Comrade Ezechikwelu recalled that “in the advent of the fourth republic in 1999, the consensual decision by the then two major political parties to zone the presidency to South West, that produced Olusegun Obasanjo of PDP and Olu Falae of ANPP as the leading candidates in the 1999 presidential election was taken to heal the wounds and problems created by annulment of June 12, in 1993 election.”

He urged all Igbos and well-meaning Nigerians to support the project “because the success of this project apart from healing wounds and pains inflicted on the Igbos during the civil war, it would engender a conducive and convivial atmosphere for national rebirth, national unity and unprecedented development, never witnessed in the country before.”

Going down memory lane, Comrade Ezechikwelu recalled that “the North had had the large chunk of the country’s political leadership starting with Alhaji Tafawa Balewa’s five years and three months (October 1, 1960 – January 15, 1966); Gen.
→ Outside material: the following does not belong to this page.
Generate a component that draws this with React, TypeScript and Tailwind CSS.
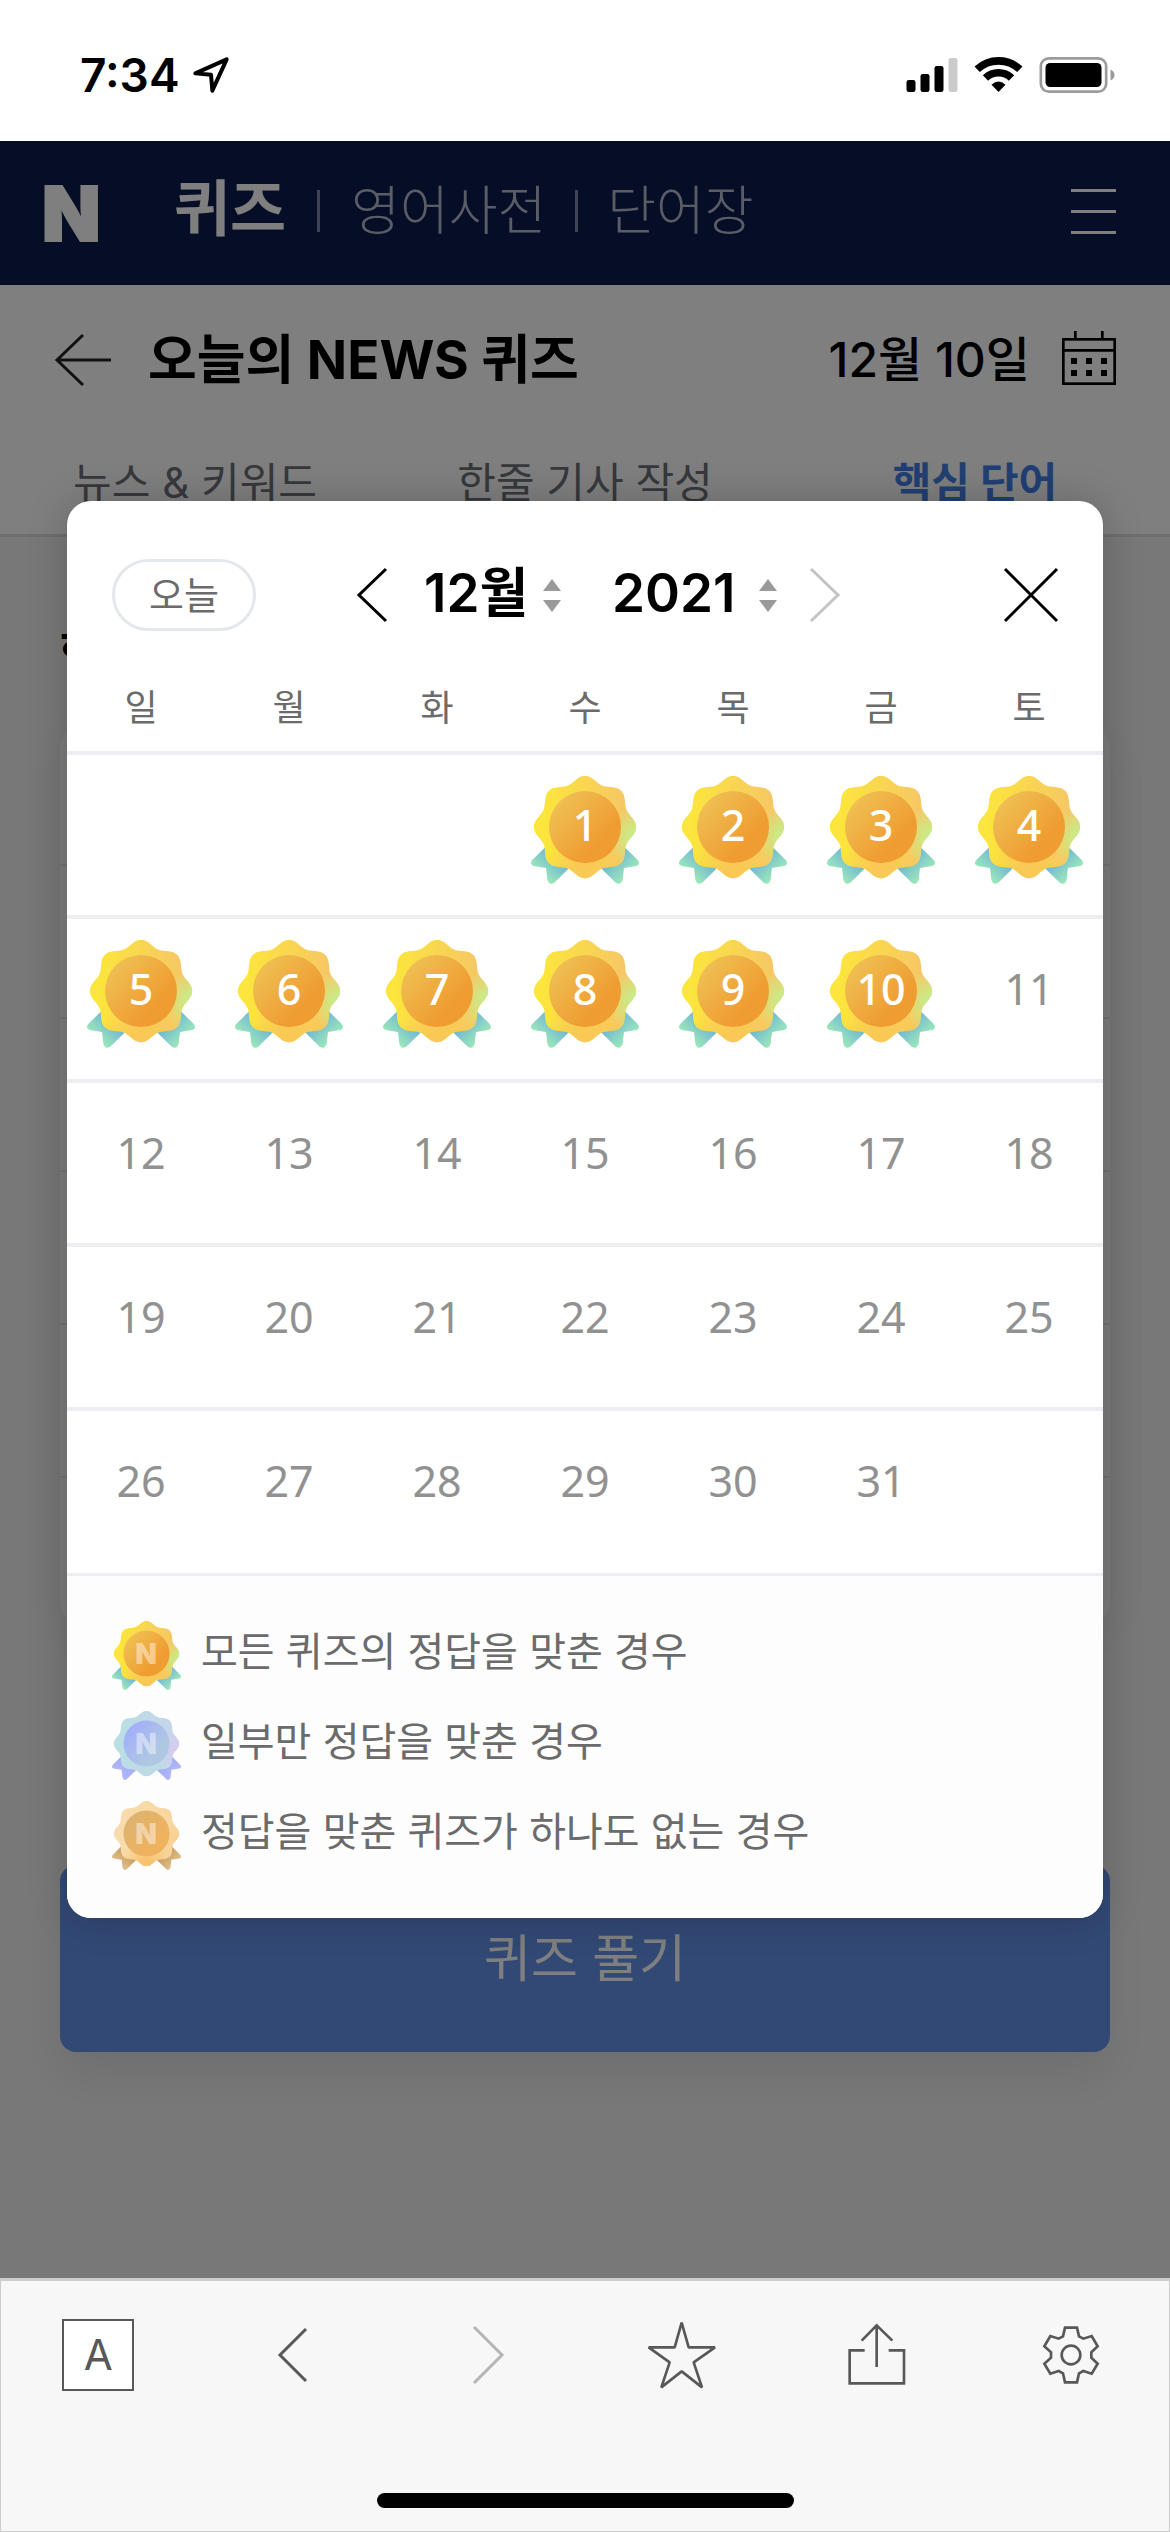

Yakubu Gowon’s nine years (July 29, 1966 – July 29, 1975); Gen. Murtala Mohammed’s seven months (July 29, 1975 – February 13, 1976); Alhaji Shehu Shagari’s four years and two months (October 1, 1979 – December 31, 1983); Gen. Muhammadu Buhari’s one year and eight months (December 31, 1983 – August 27, 1985); Gen. Ibrahim Babangida’s eight years (August 27, 1985 – August 26, 1993); Gen. Sani Abacha’s four years and seven months (November 17, 1993 – June 8, 1998); Gen. Abdulsalami Abubakar’s one year (June 8, 1998 – May 29, 1999); Alhaji Umaru Yar’Adua’s three years (May 29, 2007 – May 5, 2010); and President Muhammadu Buhari’s eight years (May 29, 2015 – May 29, 2023).”

Continuing he said: “In total, the regional North would have led Nigeria for 45 years and three months by May 2023. The Yoruba of the South-West, have led the country for exactly 11 years and 11 months: Gen. Olusegun Obasanjo’s three years and eight months (February 13, 1976 – October 1, 1979); Chief Ernest Shonekan’s three months (August 26 -November 17, 1998); and Obasanjo’s eight years as elected president (May 29, 1999 – May 29, 2007).”

He further said that Gen. Johnson Aguiyi-Ironsi (January 15 – July 29) 1966, sat on the throne for only six months.

“It is often said Rt. Hon. Dr. Nnamdi Azikiwe was a ceremonial president because power resided with the prime minister,” he added.

He urged President Buhari, the ruling APC and all well-meaning Nigerians “to support the Nigerian President of Igbo extraction to douse the tension, anxiety and the passion of renewed secession agitation of pro-Biafra movements among young Igbos in the South-East, and also to eliminate completely the genuine fears of Igbo marginalisation.”